▸ REQUIRED WORK:
No images are to be carried over; print all other material exactly as it stands.

(Excerpt from a dataset)
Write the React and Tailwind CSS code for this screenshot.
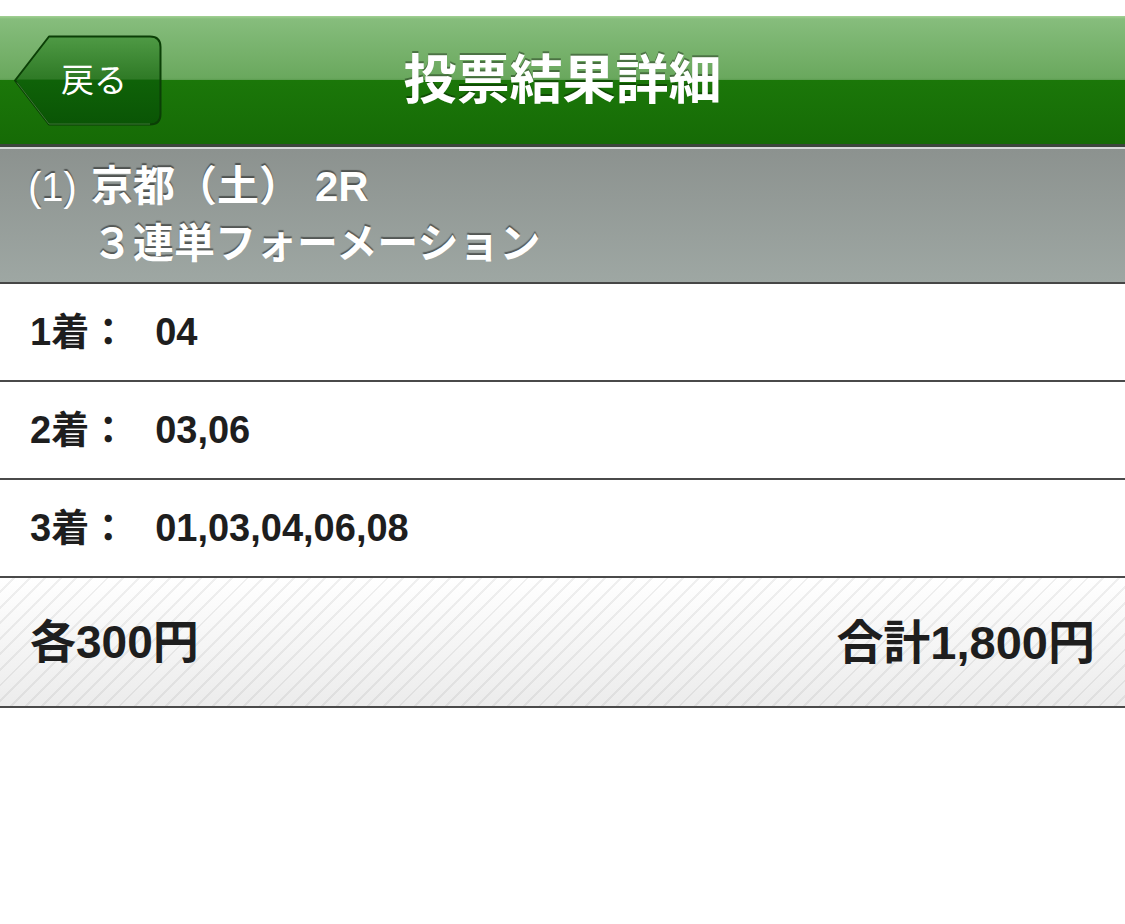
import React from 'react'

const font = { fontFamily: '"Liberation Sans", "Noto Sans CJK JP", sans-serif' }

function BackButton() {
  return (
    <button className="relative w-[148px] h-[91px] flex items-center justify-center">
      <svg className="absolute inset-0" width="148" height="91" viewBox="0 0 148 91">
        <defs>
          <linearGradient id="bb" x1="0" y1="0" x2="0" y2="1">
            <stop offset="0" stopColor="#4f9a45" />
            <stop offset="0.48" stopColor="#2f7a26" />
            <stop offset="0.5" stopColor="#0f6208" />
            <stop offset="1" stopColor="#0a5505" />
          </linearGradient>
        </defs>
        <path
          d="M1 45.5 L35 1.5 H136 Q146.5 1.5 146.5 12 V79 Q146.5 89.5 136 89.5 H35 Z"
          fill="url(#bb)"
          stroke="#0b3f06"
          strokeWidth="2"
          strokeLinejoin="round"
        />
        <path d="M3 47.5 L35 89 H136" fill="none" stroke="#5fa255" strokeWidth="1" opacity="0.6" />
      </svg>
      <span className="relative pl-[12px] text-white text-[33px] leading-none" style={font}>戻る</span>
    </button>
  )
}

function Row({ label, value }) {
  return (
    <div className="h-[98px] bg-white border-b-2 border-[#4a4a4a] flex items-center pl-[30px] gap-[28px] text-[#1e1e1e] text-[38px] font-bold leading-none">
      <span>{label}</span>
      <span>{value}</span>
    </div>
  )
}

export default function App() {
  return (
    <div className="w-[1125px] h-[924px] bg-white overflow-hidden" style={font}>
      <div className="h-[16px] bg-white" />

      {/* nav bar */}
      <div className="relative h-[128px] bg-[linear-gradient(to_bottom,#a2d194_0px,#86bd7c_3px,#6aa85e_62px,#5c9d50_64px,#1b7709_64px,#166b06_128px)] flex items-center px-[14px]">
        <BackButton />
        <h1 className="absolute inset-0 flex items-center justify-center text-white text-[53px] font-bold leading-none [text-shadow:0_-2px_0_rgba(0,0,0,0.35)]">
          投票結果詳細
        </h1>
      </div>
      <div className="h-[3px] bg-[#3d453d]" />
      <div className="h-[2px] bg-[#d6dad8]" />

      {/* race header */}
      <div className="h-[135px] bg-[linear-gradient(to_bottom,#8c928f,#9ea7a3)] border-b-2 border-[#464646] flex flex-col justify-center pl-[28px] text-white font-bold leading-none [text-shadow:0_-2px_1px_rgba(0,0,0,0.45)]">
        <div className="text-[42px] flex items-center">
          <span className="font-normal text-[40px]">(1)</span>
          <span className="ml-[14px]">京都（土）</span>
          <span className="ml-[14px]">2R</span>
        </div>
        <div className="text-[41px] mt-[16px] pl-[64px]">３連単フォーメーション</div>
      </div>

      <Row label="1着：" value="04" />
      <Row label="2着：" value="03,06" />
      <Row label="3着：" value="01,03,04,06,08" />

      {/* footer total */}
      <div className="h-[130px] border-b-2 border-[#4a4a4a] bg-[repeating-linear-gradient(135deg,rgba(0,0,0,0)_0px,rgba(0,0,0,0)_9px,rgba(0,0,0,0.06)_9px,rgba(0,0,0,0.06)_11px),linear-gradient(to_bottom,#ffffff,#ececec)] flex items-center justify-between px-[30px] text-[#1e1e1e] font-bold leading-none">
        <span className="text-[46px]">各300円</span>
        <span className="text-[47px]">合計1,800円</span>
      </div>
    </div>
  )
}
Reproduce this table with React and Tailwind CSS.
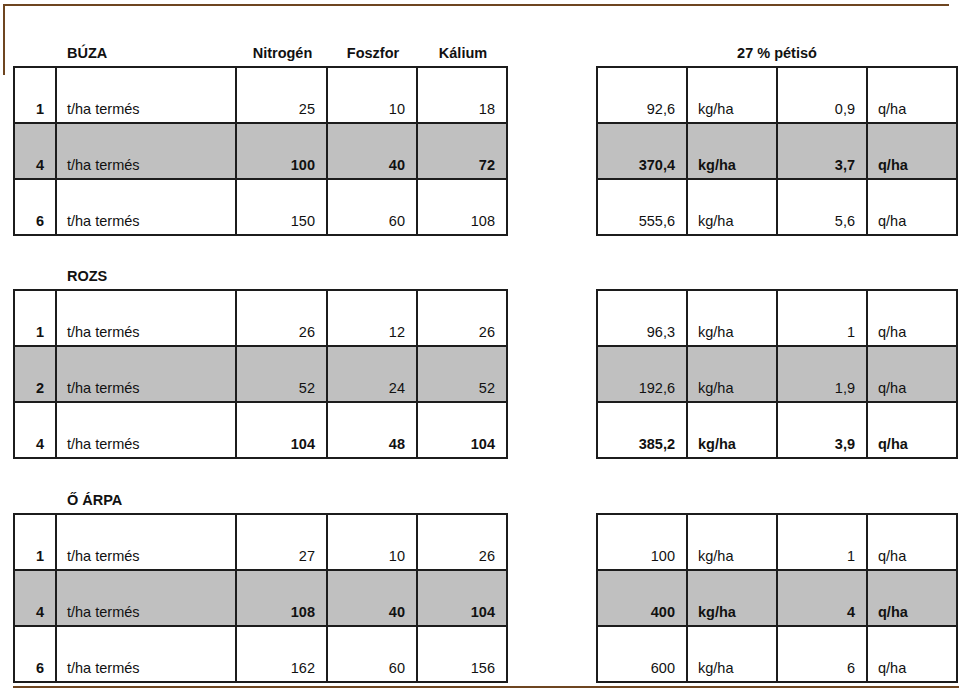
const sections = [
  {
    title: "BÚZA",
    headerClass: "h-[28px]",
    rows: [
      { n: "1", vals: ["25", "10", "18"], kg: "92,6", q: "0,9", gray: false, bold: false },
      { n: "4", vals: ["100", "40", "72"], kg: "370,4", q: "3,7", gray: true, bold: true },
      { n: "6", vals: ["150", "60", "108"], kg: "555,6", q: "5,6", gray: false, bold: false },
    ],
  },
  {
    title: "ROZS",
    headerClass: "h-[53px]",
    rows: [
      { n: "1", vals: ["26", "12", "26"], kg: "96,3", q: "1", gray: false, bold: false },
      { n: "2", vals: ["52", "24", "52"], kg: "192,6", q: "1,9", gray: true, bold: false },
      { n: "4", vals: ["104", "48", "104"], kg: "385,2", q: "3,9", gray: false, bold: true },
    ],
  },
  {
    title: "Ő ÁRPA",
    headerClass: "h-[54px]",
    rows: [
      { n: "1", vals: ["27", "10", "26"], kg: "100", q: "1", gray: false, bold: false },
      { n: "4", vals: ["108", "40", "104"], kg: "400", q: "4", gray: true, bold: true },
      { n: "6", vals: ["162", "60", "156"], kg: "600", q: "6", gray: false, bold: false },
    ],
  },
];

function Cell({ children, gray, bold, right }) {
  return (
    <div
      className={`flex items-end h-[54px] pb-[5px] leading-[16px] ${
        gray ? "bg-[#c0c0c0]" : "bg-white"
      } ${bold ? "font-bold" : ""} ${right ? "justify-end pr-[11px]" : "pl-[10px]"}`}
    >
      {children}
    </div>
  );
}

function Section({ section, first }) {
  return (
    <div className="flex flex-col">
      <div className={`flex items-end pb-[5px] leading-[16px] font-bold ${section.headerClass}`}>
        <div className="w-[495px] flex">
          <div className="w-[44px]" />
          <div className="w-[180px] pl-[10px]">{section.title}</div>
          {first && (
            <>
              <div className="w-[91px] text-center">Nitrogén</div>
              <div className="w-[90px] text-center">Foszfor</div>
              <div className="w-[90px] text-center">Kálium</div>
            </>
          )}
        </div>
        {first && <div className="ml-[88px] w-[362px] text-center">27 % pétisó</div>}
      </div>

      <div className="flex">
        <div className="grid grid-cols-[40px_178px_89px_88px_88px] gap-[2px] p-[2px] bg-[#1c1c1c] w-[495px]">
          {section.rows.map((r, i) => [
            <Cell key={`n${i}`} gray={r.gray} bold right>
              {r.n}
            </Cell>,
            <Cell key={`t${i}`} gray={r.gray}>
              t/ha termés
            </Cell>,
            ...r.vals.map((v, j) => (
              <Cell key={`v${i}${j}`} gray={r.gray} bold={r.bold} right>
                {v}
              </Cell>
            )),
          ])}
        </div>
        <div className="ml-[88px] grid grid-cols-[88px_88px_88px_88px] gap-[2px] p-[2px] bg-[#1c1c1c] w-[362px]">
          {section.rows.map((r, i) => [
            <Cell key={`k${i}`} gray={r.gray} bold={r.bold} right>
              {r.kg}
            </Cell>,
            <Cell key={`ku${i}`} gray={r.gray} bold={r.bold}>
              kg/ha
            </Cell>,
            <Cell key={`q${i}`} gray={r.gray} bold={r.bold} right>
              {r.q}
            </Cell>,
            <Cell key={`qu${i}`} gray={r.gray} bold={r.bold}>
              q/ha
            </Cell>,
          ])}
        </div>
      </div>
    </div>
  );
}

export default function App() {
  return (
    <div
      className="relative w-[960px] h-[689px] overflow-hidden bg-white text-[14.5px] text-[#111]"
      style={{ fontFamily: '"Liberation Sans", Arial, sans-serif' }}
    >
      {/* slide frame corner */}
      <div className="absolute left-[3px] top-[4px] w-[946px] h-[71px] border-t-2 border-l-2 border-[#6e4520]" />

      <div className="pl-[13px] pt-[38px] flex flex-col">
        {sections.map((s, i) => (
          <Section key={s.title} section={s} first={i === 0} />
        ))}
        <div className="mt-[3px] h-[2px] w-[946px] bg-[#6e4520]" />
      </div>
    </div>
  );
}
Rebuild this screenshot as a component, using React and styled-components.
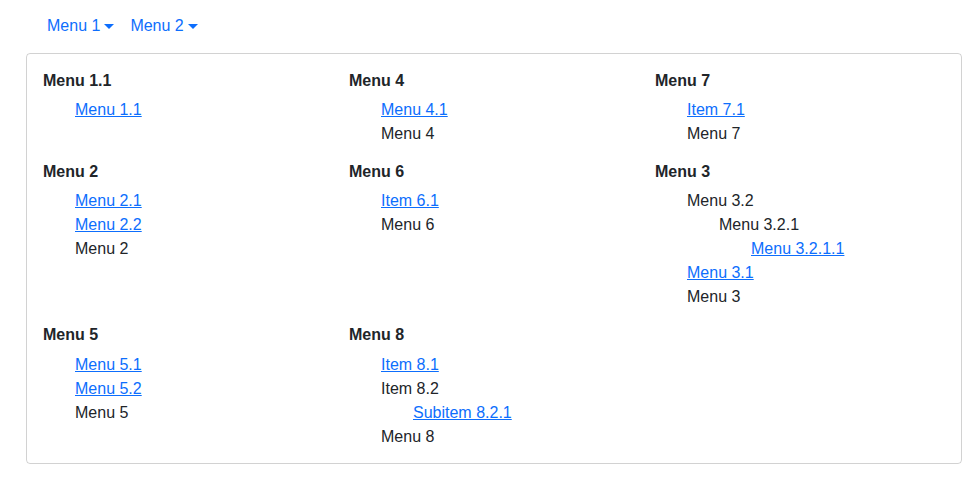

▸ FINISHED ANSWER:
Write the React and Tailwind CSS code for this screenshot.
import React from 'react'

const font = { fontFamily: '"Liberation Sans", "Noto Sans CJK JP", sans-serif' }

function BackButton() {
  return (
    <button className="relative w-[148px] h-[91px] flex items-center justify-center">
      <svg className="absolute inset-0" width="148" height="91" viewBox="0 0 148 91">
        <defs>
          <linearGradient id="bb" x1="0" y1="0" x2="0" y2="1">
            <stop offset="0" stopColor="#4f9a45" />
            <stop offset="0.48" stopColor="#2f7a26" />
            <stop offset="0.5" stopColor="#0f6208" />
            <stop offset="1" stopColor="#0a5505" />
          </linearGradient>
        </defs>
        <path
          d="M1 45.5 L35 1.5 H136 Q146.5 1.5 146.5 12 V79 Q146.5 89.5 136 89.5 H35 Z"
          fill="url(#bb)"
          stroke="#0b3f06"
          strokeWidth="2"
          strokeLinejoin="round"
        />
        <path d="M3 47.5 L35 89 H136" fill="none" stroke="#5fa255" strokeWidth="1" opacity="0.6" />
      </svg>
      <span className="relative pl-[12px] text-white text-[33px] leading-none" style={font}>戻る</span>
    </button>
  )
}

function Row({ label, value }) {
  return (
    <div className="h-[98px] bg-white border-b-2 border-[#4a4a4a] flex items-center pl-[30px] gap-[28px] text-[#1e1e1e] text-[38px] font-bold leading-none">
      <span>{label}</span>
      <span>{value}</span>
    </div>
  )
}

export default function App() {
  return (
    <div className="w-[1125px] h-[924px] bg-white overflow-hidden" style={font}>
      <div className="h-[16px] bg-white" />

      {/* nav bar */}
      <div className="relative h-[128px] bg-[linear-gradient(to_bottom,#a2d194_0px,#86bd7c_3px,#6aa85e_62px,#5c9d50_64px,#1b7709_64px,#166b06_128px)] flex items-center px-[14px]">
        <BackButton />
        <h1 className="absolute inset-0 flex items-center justify-center text-white text-[53px] font-bold leading-none [text-shadow:0_-2px_0_rgba(0,0,0,0.35)]">
          投票結果詳細
        </h1>
      </div>
      <div className="h-[3px] bg-[#3d453d]" />
      <div className="h-[2px] bg-[#d6dad8]" />

      {/* race header */}
      <div className="h-[135px] bg-[linear-gradient(to_bottom,#8c928f,#9ea7a3)] border-b-2 border-[#464646] flex flex-col justify-center pl-[28px] text-white font-bold leading-none [text-shadow:0_-2px_1px_rgba(0,0,0,0.45)]">
        <div className="text-[42px] flex items-center">
          <span className="font-normal text-[40px]">(1)</span>
          <span className="ml-[14px]">京都（土）</span>
          <span className="ml-[14px]">2R</span>
        </div>
        <div className="text-[41px] mt-[16px] pl-[64px]">３連単フォーメーション</div>
      </div>

      <Row label="1着：" value="04" />
      <Row label="2着：" value="03,06" />
      <Row label="3着：" value="01,03,04,06,08" />

      {/* footer total */}
      <div className="h-[130px] border-b-2 border-[#4a4a4a] bg-[repeating-linear-gradient(135deg,rgba(0,0,0,0)_0px,rgba(0,0,0,0)_9px,rgba(0,0,0,0.06)_9px,rgba(0,0,0,0.06)_11px),linear-gradient(to_bottom,#ffffff,#ececec)] flex items-center justify-between px-[30px] text-[#1e1e1e] font-bold leading-none">
        <span className="text-[46px]">各300円</span>
        <span className="text-[47px]">合計1,800円</span>
      </div>
    </div>
  )
}
Reproduce this table with React and Tailwind CSS.
const sections = [
  {
    title: "BÚZA",
    headerClass: "h-[28px]",
    rows: [
      { n: "1", vals: ["25", "10", "18"], kg: "92,6", q: "0,9", gray: false, bold: false },
      { n: "4", vals: ["100", "40", "72"], kg: "370,4", q: "3,7", gray: true, bold: true },
      { n: "6", vals: ["150", "60", "108"], kg: "555,6", q: "5,6", gray: false, bold: false },
    ],
  },
  {
    title: "ROZS",
    headerClass: "h-[53px]",
    rows: [
      { n: "1", vals: ["26", "12", "26"], kg: "96,3", q: "1", gray: false, bold: false },
      { n: "2", vals: ["52", "24", "52"], kg: "192,6", q: "1,9", gray: true, bold: false },
      { n: "4", vals: ["104", "48", "104"], kg: "385,2", q: "3,9", gray: false, bold: true },
    ],
  },
  {
    title: "Ő ÁRPA",
    headerClass: "h-[54px]",
    rows: [
      { n: "1", vals: ["27", "10", "26"], kg: "100", q: "1", gray: false, bold: false },
      { n: "4", vals: ["108", "40", "104"], kg: "400", q: "4", gray: true, bold: true },
      { n: "6", vals: ["162", "60", "156"], kg: "600", q: "6", gray: false, bold: false },
    ],
  },
];

function Cell({ children, gray, bold, right }) {
  return (
    <div
      className={`flex items-end h-[54px] pb-[5px] leading-[16px] ${
        gray ? "bg-[#c0c0c0]" : "bg-white"
      } ${bold ? "font-bold" : ""} ${right ? "justify-end pr-[11px]" : "pl-[10px]"}`}
    >
      {children}
    </div>
  );
}

function Section({ section, first }) {
  return (
    <div className="flex flex-col">
      <div className={`flex items-end pb-[5px] leading-[16px] font-bold ${section.headerClass}`}>
        <div className="w-[495px] flex">
          <div className="w-[44px]" />
          <div className="w-[180px] pl-[10px]">{section.title}</div>
          {first && (
            <>
              <div className="w-[91px] text-center">Nitrogén</div>
              <div className="w-[90px] text-center">Foszfor</div>
              <div className="w-[90px] text-center">Kálium</div>
            </>
          )}
        </div>
        {first && <div className="ml-[88px] w-[362px] text-center">27 % pétisó</div>}
      </div>

      <div className="flex">
        <div className="grid grid-cols-[40px_178px_89px_88px_88px] gap-[2px] p-[2px] bg-[#1c1c1c] w-[495px]">
          {section.rows.map((r, i) => [
            <Cell key={`n${i}`} gray={r.gray} bold right>
              {r.n}
            </Cell>,
            <Cell key={`t${i}`} gray={r.gray}>
              t/ha termés
            </Cell>,
            ...r.vals.map((v, j) => (
              <Cell key={`v${i}${j}`} gray={r.gray} bold={r.bold} right>
                {v}
              </Cell>
            )),
          ])}
        </div>
        <div className="ml-[88px] grid grid-cols-[88px_88px_88px_88px] gap-[2px] p-[2px] bg-[#1c1c1c] w-[362px]">
          {section.rows.map((r, i) => [
            <Cell key={`k${i}`} gray={r.gray} bold={r.bold} right>
              {r.kg}
            </Cell>,
            <Cell key={`ku${i}`} gray={r.gray} bold={r.bold}>
              kg/ha
            </Cell>,
            <Cell key={`q${i}`} gray={r.gray} bold={r.bold} right>
              {r.q}
            </Cell>,
            <Cell key={`qu${i}`} gray={r.gray} bold={r.bold}>
              q/ha
            </Cell>,
          ])}
        </div>
      </div>
    </div>
  );
}

export default function App() {
  return (
    <div
      className="relative w-[960px] h-[689px] overflow-hidden bg-white text-[14.5px] text-[#111]"
      style={{ fontFamily: '"Liberation Sans", Arial, sans-serif' }}
    >
      {/* slide frame corner */}
      <div className="absolute left-[3px] top-[4px] w-[946px] h-[71px] border-t-2 border-l-2 border-[#6e4520]" />

      <div className="pl-[13px] pt-[38px] flex flex-col">
        {sections.map((s, i) => (
          <Section key={s.title} section={s} first={i === 0} />
        ))}
        <div className="mt-[3px] h-[2px] w-[946px] bg-[#6e4520]" />
      </div>
    </div>
  );
}
Rebuild this screenshot as a component, using React and styled-components.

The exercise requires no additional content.